Il se base sur une particularité du code de la route suisse permettant de prendre le volant même après un retrait de permis: c’est la licence de catégorie F, qui autorise la conduite d’un véhicule 4 roues bridé à 45 km/h, et que les contrevenants peuvent conserver dans la majorité des cas.

Le modèle économique de l’entreprise Mobidrive repose sur cette disposition particulière. Moyennant un abonnement annuel de 169 francs, le client se protège des effets d’un retrait de permis. Si une telle sanction lui est infligée, il peut continuer à rouler grâce à la Smart bridée à 45 km/h que Mobidrive met gratuitement à sa disposition pendant un mois.

«Et si le retrait dépasse un mois, nos clients peuvent conserver le véhicule pour 300 francs supplémentaires par mois, ce qui reste beaucoup plus avantageux qu’une location», précise Laurent Monney. Lancée au début de l’année à Marin (NE), Mobidrive compte déjà 4500 abonnés et emploie 8 personnes. Elle dispose d’une flotte de 75 véhicules et dessert l’ensemble du pays depuis une dizaine de centres régionaux.

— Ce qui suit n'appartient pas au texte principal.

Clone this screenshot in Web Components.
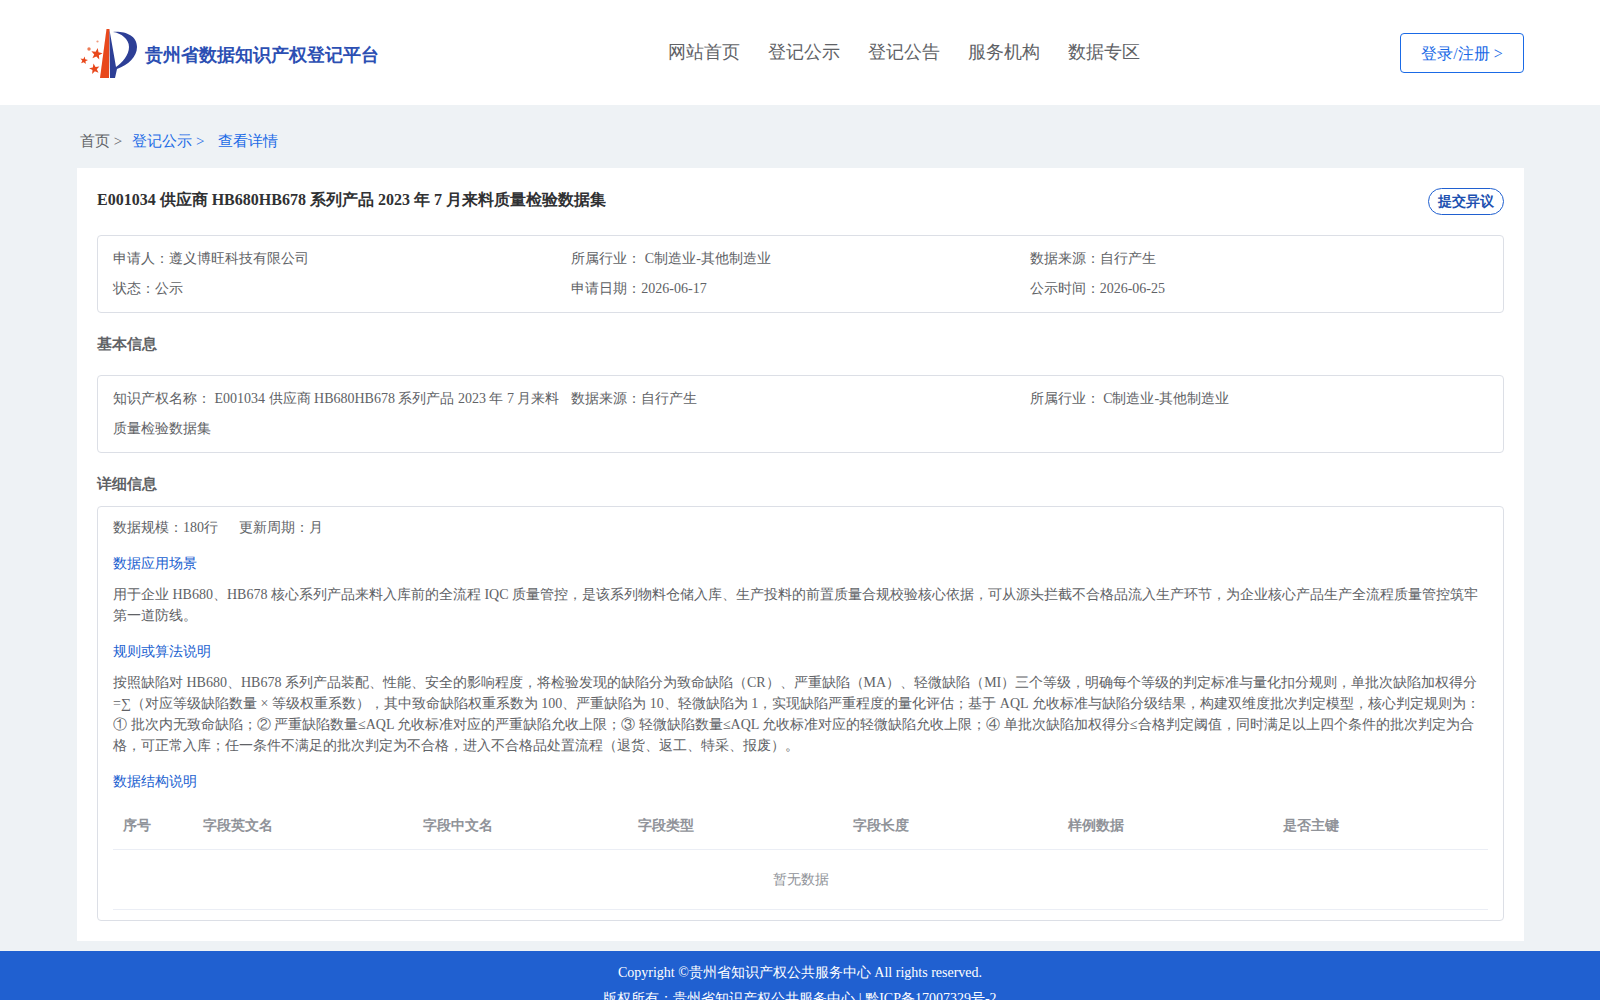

Toujours prévoyants, les automobilistes suisses vont-ils désormais s’assurer contre un éventuel retrait de permis? Mobidrive y croit, et table sur 250 000 abonnés d’ici à deux ans, ce qui ferait bondir son chiffre d’affaires à 40 millions.

Le renforcement de la répression va dans son sens. A Genève, sur les quatre premiers mois de l’année, le nombre de retraits a augmenté de près de 20%, passant de 1501 (en 2004) à 1783. Les autres cantons ne communiquent pas encore de chiffres, mais au niveau national, les observateurs estiment que les retraits dépasseront les 100’000 cette année, contre 66’000 en 2004.

De quoi doper le marché du véhicule bridé. Enzo Stretti, fondateur d’Enzo Location, surfe sur la même vague. «J’ai été le premier à découvrir cette particularité du permis F en 2003, se souvient-il. A la base, mon entreprise ciblait les touristes avec des véhicules bon marché à disposition dans les hôtels. Aujourd’hui, je réalise 40% de mon chiffre d’affaires avec des Suisses à qui l’on a retiré le permis et qui me louent pour 600 francs par mois des Smart bridées.»

La nouvelle politique répressive a eu un effet direct sur l’activité de l’entreprise. «En particulier dans certains cantons comme le Valais, l’augmentation des locations est significative depuis le début de l’année», note Enzo Stretti.

Les effets se mesurent aussi sur les ventes de véhicules. Environ 20% des Smart vendues à Genève sont bridées à 45 km/h. «Cette proportion est en augmentation, constate Stéphane Borloz, directeur du Centre Smart de Genève. Suite à un retrait, de plus en plus de clients achètent un véhicule de catégorie F qu’ils débrident ensuite à la fin de la peine.» D’autres fabricants, comme Piaggio, Citroën ou Toyota, proposent désormais aussi des véhicules bridés, destinés essentiellement aux automobilistes punis.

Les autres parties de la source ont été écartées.